WHAT TO PRODUCE | Leave out the pictures and copy the remaining records exactly.
<<<<
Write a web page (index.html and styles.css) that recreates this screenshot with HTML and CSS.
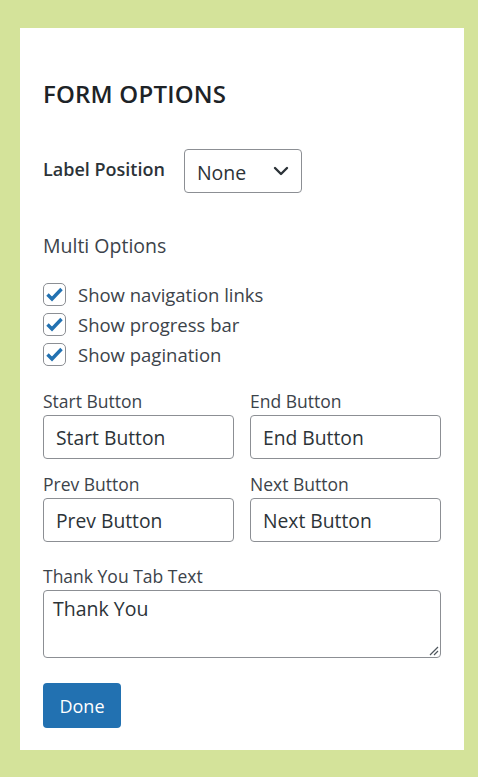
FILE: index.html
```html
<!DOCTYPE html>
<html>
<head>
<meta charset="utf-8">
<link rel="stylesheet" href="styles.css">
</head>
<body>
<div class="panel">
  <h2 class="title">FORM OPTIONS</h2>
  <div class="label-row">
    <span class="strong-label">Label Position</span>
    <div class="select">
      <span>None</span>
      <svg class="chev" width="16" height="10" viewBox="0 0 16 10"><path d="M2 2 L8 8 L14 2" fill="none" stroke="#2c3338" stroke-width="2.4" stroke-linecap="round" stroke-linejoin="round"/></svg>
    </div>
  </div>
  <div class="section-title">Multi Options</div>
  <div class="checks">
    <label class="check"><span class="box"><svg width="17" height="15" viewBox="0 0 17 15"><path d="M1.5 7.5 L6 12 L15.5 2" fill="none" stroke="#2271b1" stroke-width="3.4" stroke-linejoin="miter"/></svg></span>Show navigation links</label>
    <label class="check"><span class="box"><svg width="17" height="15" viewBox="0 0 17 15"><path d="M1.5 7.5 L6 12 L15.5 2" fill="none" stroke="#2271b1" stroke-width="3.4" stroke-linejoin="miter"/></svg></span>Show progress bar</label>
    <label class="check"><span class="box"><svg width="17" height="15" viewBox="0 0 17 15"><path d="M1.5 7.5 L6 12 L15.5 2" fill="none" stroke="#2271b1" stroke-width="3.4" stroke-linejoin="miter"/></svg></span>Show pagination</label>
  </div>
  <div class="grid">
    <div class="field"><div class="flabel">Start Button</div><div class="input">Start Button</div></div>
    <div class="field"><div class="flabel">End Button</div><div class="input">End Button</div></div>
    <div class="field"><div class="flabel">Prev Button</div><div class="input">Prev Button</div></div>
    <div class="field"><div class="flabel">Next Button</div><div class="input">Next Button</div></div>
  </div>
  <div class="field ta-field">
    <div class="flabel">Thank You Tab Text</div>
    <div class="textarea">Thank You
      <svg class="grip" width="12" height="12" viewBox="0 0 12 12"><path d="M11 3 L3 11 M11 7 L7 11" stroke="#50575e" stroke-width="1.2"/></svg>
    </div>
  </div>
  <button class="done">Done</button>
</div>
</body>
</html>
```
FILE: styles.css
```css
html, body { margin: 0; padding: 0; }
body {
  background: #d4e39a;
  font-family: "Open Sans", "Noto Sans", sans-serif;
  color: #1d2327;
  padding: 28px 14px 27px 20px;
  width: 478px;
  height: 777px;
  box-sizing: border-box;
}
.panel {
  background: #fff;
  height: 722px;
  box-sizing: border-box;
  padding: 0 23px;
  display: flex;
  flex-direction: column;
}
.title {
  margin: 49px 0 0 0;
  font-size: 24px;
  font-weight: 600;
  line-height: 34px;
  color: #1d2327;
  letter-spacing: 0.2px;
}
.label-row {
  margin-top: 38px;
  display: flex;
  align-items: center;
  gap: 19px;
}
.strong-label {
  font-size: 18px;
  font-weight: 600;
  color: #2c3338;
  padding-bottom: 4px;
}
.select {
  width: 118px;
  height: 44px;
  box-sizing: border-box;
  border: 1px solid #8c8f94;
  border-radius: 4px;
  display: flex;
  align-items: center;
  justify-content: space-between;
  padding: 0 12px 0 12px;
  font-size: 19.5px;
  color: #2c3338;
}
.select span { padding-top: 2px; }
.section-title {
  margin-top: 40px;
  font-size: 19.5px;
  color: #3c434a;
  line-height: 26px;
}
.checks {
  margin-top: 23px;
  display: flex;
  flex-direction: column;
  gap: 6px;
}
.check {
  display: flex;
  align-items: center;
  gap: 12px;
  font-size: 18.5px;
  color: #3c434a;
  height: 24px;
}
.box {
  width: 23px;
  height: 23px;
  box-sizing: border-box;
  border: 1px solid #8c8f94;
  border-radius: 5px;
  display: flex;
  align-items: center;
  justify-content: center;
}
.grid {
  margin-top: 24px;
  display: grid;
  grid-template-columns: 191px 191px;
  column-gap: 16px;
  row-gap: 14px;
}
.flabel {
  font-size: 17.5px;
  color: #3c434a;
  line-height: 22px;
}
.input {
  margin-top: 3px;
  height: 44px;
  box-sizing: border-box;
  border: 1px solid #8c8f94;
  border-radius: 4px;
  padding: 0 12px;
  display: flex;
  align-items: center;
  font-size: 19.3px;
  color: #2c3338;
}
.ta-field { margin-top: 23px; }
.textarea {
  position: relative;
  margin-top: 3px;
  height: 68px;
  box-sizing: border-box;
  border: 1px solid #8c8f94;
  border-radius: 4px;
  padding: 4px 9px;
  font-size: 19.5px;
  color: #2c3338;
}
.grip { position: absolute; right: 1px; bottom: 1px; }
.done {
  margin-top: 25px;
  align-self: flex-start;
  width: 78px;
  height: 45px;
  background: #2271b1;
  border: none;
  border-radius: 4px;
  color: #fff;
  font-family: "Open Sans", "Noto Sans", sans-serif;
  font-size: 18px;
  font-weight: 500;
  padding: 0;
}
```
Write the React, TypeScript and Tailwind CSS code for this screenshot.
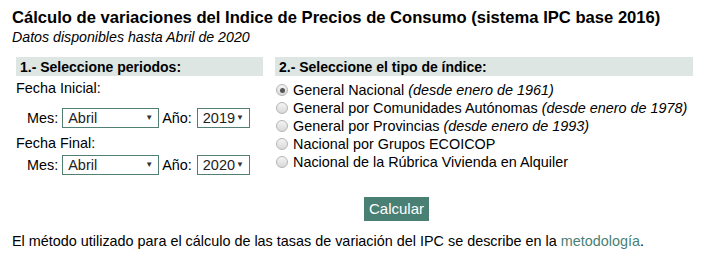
>>>>
RESPONSE TO THIS TASK |
Write a web page (index.html and styles.css) that recreates this screenshot with HTML and CSS.
FILE: index.html
```html
<!DOCTYPE html>
<html>
<head>
<meta charset="utf-8">
<link rel="stylesheet" href="styles.css">
</head>
<body>
<div class="panel">
  <h2 class="title">FORM OPTIONS</h2>
  <div class="label-row">
    <span class="strong-label">Label Position</span>
    <div class="select">
      <span>None</span>
      <svg class="chev" width="16" height="10" viewBox="0 0 16 10"><path d="M2 2 L8 8 L14 2" fill="none" stroke="#2c3338" stroke-width="2.4" stroke-linecap="round" stroke-linejoin="round"/></svg>
    </div>
  </div>
  <div class="section-title">Multi Options</div>
  <div class="checks">
    <label class="check"><span class="box"><svg width="17" height="15" viewBox="0 0 17 15"><path d="M1.5 7.5 L6 12 L15.5 2" fill="none" stroke="#2271b1" stroke-width="3.4" stroke-linejoin="miter"/></svg></span>Show navigation links</label>
    <label class="check"><span class="box"><svg width="17" height="15" viewBox="0 0 17 15"><path d="M1.5 7.5 L6 12 L15.5 2" fill="none" stroke="#2271b1" stroke-width="3.4" stroke-linejoin="miter"/></svg></span>Show progress bar</label>
    <label class="check"><span class="box"><svg width="17" height="15" viewBox="0 0 17 15"><path d="M1.5 7.5 L6 12 L15.5 2" fill="none" stroke="#2271b1" stroke-width="3.4" stroke-linejoin="miter"/></svg></span>Show pagination</label>
  </div>
  <div class="grid">
    <div class="field"><div class="flabel">Start Button</div><div class="input">Start Button</div></div>
    <div class="field"><div class="flabel">End Button</div><div class="input">End Button</div></div>
    <div class="field"><div class="flabel">Prev Button</div><div class="input">Prev Button</div></div>
    <div class="field"><div class="flabel">Next Button</div><div class="input">Next Button</div></div>
  </div>
  <div class="field ta-field">
    <div class="flabel">Thank You Tab Text</div>
    <div class="textarea">Thank You
      <svg class="grip" width="12" height="12" viewBox="0 0 12 12"><path d="M11 3 L3 11 M11 7 L7 11" stroke="#50575e" stroke-width="1.2"/></svg>
    </div>
  </div>
  <button class="done">Done</button>
</div>
</body>
</html>
```
FILE: styles.css
```css
html, body { margin: 0; padding: 0; }
body {
  background: #d4e39a;
  font-family: "Open Sans", "Noto Sans", sans-serif;
  color: #1d2327;
  padding: 28px 14px 27px 20px;
  width: 478px;
  height: 777px;
  box-sizing: border-box;
}
.panel {
  background: #fff;
  height: 722px;
  box-sizing: border-box;
  padding: 0 23px;
  display: flex;
  flex-direction: column;
}
.title {
  margin: 49px 0 0 0;
  font-size: 24px;
  font-weight: 600;
  line-height: 34px;
  color: #1d2327;
  letter-spacing: 0.2px;
}
.label-row {
  margin-top: 38px;
  display: flex;
  align-items: center;
  gap: 19px;
}
.strong-label {
  font-size: 18px;
  font-weight: 600;
  color: #2c3338;
  padding-bottom: 4px;
}
.select {
  width: 118px;
  height: 44px;
  box-sizing: border-box;
  border: 1px solid #8c8f94;
  border-radius: 4px;
  display: flex;
  align-items: center;
  justify-content: space-between;
  padding: 0 12px 0 12px;
  font-size: 19.5px;
  color: #2c3338;
}
.select span { padding-top: 2px; }
.section-title {
  margin-top: 40px;
  font-size: 19.5px;
  color: #3c434a;
  line-height: 26px;
}
.checks {
  margin-top: 23px;
  display: flex;
  flex-direction: column;
  gap: 6px;
}
.check {
  display: flex;
  align-items: center;
  gap: 12px;
  font-size: 18.5px;
  color: #3c434a;
  height: 24px;
}
.box {
  width: 23px;
  height: 23px;
  box-sizing: border-box;
  border: 1px solid #8c8f94;
  border-radius: 5px;
  display: flex;
  align-items: center;
  justify-content: center;
}
.grid {
  margin-top: 24px;
  display: grid;
  grid-template-columns: 191px 191px;
  column-gap: 16px;
  row-gap: 14px;
}
.flabel {
  font-size: 17.5px;
  color: #3c434a;
  line-height: 22px;
}
.input {
  margin-top: 3px;
  height: 44px;
  box-sizing: border-box;
  border: 1px solid #8c8f94;
  border-radius: 4px;
  padding: 0 12px;
  display: flex;
  align-items: center;
  font-size: 19.3px;
  color: #2c3338;
}
.ta-field { margin-top: 23px; }
.textarea {
  position: relative;
  margin-top: 3px;
  height: 68px;
  box-sizing: border-box;
  border: 1px solid #8c8f94;
  border-radius: 4px;
  padding: 4px 9px;
  font-size: 19.5px;
  color: #2c3338;
}
.grip { position: absolute; right: 1px; bottom: 1px; }
.done {
  margin-top: 25px;
  align-self: flex-start;
  width: 78px;
  height: 45px;
  background: #2271b1;
  border: none;
  border-radius: 4px;
  color: #fff;
  font-family: "Open Sans", "Noto Sans", sans-serif;
  font-size: 18px;
  font-weight: 500;
  padding: 0;
}
```
Write the React, TypeScript and Tailwind CSS code for this screenshot.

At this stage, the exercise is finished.